● Objective
For the copy, please give all of the data again exactly and leave the pictures out.

● Data for processing

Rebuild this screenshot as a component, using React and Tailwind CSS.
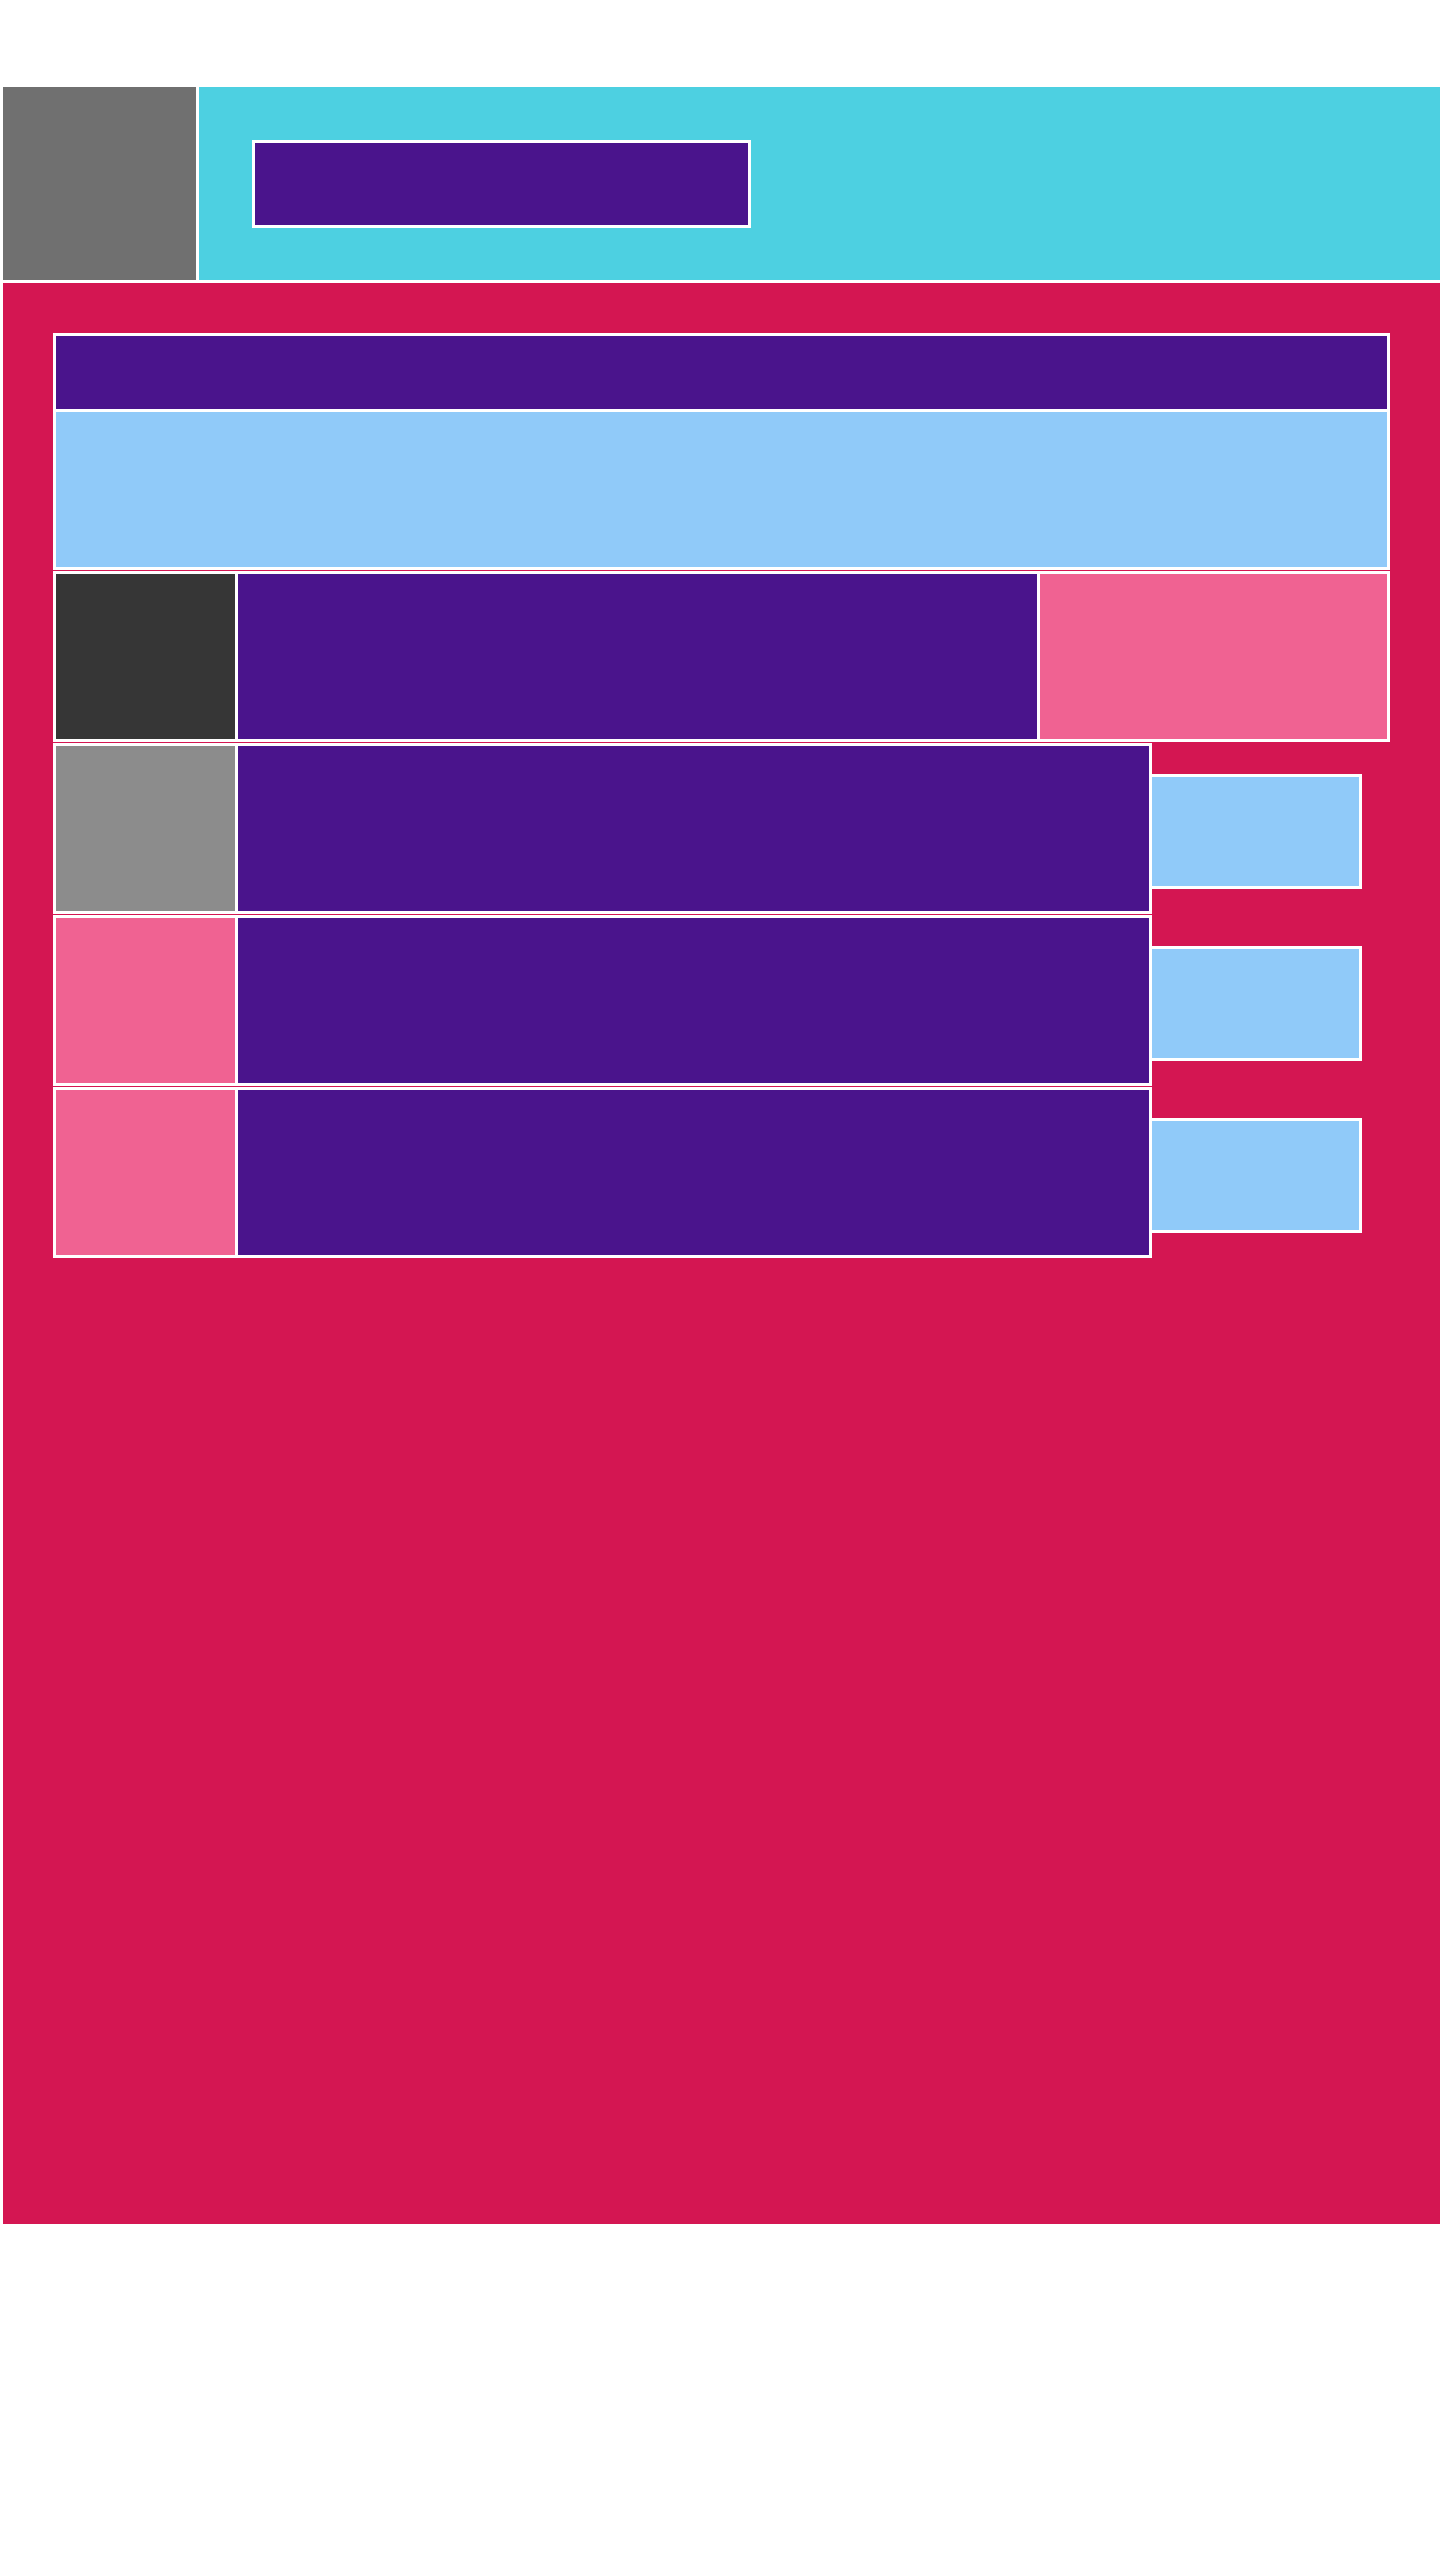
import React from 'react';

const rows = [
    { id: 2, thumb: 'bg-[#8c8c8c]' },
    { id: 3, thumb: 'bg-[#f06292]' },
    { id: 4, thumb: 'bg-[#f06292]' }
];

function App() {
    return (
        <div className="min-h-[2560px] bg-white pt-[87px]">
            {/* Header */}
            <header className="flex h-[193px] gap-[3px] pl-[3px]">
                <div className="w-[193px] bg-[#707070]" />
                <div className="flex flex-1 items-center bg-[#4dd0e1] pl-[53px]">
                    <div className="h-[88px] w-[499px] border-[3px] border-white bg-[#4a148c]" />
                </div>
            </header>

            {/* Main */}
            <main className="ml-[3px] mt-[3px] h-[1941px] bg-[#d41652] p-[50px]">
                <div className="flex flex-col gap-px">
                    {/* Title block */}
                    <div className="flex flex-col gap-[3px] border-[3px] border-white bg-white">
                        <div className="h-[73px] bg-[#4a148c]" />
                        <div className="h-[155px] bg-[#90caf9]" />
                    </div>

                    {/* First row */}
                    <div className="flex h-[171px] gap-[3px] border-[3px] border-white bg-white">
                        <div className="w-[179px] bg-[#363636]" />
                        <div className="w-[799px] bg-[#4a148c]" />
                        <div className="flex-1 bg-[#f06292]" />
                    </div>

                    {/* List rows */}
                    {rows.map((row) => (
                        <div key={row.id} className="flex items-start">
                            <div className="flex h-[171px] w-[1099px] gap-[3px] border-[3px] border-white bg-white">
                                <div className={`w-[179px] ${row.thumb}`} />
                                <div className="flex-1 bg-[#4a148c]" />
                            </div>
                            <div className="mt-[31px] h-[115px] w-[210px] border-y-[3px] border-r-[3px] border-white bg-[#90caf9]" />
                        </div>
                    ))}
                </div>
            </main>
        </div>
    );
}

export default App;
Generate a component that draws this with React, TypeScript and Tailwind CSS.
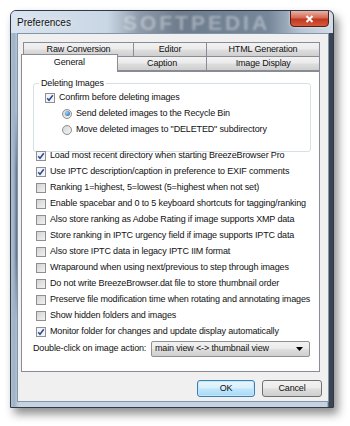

● Answer for the task
Rebuild this screenshot as a component, using React and Tailwind CSS.
import React from 'react';

const rows = [
    { id: 2, thumb: 'bg-[#8c8c8c]' },
    { id: 3, thumb: 'bg-[#f06292]' },
    { id: 4, thumb: 'bg-[#f06292]' }
];

function App() {
    return (
        <div className="min-h-[2560px] bg-white pt-[87px]">
            {/* Header */}
            <header className="flex h-[193px] gap-[3px] pl-[3px]">
                <div className="w-[193px] bg-[#707070]" />
                <div className="flex flex-1 items-center bg-[#4dd0e1] pl-[53px]">
                    <div className="h-[88px] w-[499px] border-[3px] border-white bg-[#4a148c]" />
                </div>
            </header>

            {/* Main */}
            <main className="ml-[3px] mt-[3px] h-[1941px] bg-[#d41652] p-[50px]">
                <div className="flex flex-col gap-px">
                    {/* Title block */}
                    <div className="flex flex-col gap-[3px] border-[3px] border-white bg-white">
                        <div className="h-[73px] bg-[#4a148c]" />
                        <div className="h-[155px] bg-[#90caf9]" />
                    </div>

                    {/* First row */}
                    <div className="flex h-[171px] gap-[3px] border-[3px] border-white bg-white">
                        <div className="w-[179px] bg-[#363636]" />
                        <div className="w-[799px] bg-[#4a148c]" />
                        <div className="flex-1 bg-[#f06292]" />
                    </div>

                    {/* List rows */}
                    {rows.map((row) => (
                        <div key={row.id} className="flex items-start">
                            <div className="flex h-[171px] w-[1099px] gap-[3px] border-[3px] border-white bg-white">
                                <div className={`w-[179px] ${row.thumb}`} />
                                <div className="flex-1 bg-[#4a148c]" />
                            </div>
                            <div className="mt-[31px] h-[115px] w-[210px] border-y-[3px] border-r-[3px] border-white bg-[#90caf9]" />
                        </div>
                    ))}
                </div>
            </main>
        </div>
    );
}

export default App;
Generate a component that draws this with React, TypeScript and Tailwind CSS.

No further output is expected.